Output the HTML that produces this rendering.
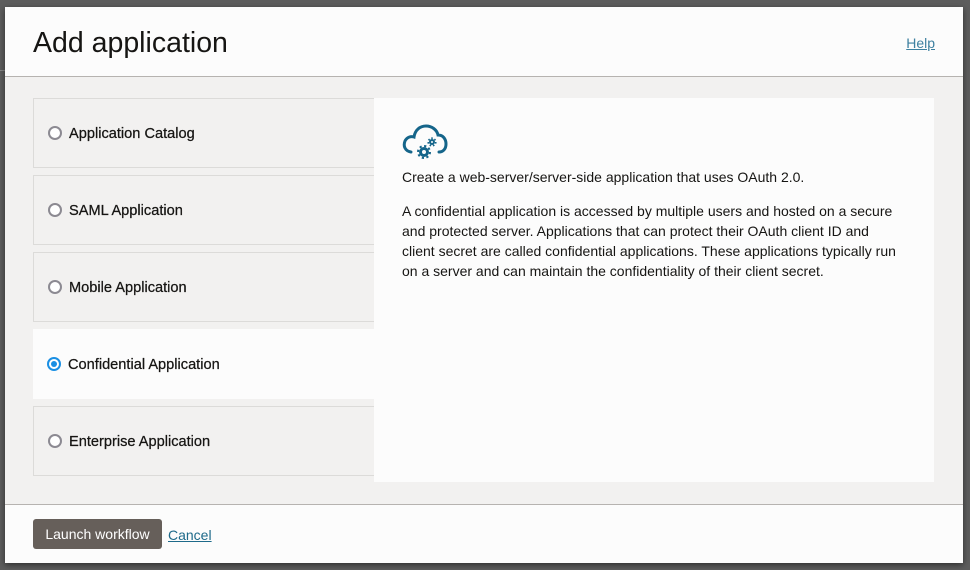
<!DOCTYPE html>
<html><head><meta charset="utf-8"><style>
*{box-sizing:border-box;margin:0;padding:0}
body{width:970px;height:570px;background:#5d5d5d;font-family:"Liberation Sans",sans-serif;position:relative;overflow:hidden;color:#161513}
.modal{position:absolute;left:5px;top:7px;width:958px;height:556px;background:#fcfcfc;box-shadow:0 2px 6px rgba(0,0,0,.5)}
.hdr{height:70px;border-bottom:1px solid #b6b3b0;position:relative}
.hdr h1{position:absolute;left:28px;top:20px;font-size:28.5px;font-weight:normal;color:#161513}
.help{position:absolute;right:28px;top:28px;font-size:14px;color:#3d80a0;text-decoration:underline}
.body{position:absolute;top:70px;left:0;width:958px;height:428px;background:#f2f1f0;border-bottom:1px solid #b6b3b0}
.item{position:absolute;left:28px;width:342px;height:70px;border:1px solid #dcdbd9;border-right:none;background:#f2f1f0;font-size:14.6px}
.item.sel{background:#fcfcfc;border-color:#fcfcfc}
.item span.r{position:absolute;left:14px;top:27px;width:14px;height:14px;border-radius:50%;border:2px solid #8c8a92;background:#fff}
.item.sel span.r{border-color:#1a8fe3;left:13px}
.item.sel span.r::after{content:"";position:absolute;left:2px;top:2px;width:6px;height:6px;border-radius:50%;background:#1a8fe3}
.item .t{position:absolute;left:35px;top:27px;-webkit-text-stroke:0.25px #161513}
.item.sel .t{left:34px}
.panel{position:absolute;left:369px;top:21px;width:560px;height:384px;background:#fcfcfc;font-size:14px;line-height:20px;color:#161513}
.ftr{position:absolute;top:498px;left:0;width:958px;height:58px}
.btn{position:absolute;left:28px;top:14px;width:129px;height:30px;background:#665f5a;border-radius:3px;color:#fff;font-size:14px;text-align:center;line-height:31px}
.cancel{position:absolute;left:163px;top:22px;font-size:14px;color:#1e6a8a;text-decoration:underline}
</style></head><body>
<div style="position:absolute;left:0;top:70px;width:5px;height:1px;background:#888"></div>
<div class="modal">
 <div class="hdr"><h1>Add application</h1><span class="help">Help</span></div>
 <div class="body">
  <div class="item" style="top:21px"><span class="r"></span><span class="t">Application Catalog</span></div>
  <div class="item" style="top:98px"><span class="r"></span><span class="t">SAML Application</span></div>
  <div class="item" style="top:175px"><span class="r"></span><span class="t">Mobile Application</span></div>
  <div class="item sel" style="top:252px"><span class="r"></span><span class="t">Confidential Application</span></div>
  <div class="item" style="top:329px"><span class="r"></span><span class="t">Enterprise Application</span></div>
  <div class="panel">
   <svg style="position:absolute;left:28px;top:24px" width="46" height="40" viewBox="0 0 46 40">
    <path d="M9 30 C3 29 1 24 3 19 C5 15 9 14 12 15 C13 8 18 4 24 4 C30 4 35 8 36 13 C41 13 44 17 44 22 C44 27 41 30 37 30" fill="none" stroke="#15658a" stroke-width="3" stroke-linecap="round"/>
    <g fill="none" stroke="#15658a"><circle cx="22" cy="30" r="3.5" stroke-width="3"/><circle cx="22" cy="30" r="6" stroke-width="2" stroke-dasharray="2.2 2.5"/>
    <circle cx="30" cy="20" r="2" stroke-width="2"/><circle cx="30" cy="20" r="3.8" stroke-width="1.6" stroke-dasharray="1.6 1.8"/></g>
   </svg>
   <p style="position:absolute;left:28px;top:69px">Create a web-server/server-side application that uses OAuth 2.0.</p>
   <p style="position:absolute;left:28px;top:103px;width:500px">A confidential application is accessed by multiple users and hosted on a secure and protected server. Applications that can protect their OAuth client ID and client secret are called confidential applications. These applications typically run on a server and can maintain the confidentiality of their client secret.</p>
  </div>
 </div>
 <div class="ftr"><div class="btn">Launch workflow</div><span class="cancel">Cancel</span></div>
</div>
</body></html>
————
» WHAT THE EXERCISE ASKS
Find all lines holding the string "that" and copy them.

» RESULT OF THIS EXERCISE
Output the HTML that produces this rendering.
   <p style="position:absolute;left:28px;top:69px">Create a web-server/server-side application that uses OAuth 2.0.</p>
   <p style="position:absolute;left:28px;top:103px;width:500px">A confidential application is accessed by multiple users and hosted on a secure and protected server. Applications that can protect their OAuth client ID and client secret are called confidential applications. These applications typically run on a server and can maintain the confidentiality of their client secret.</p>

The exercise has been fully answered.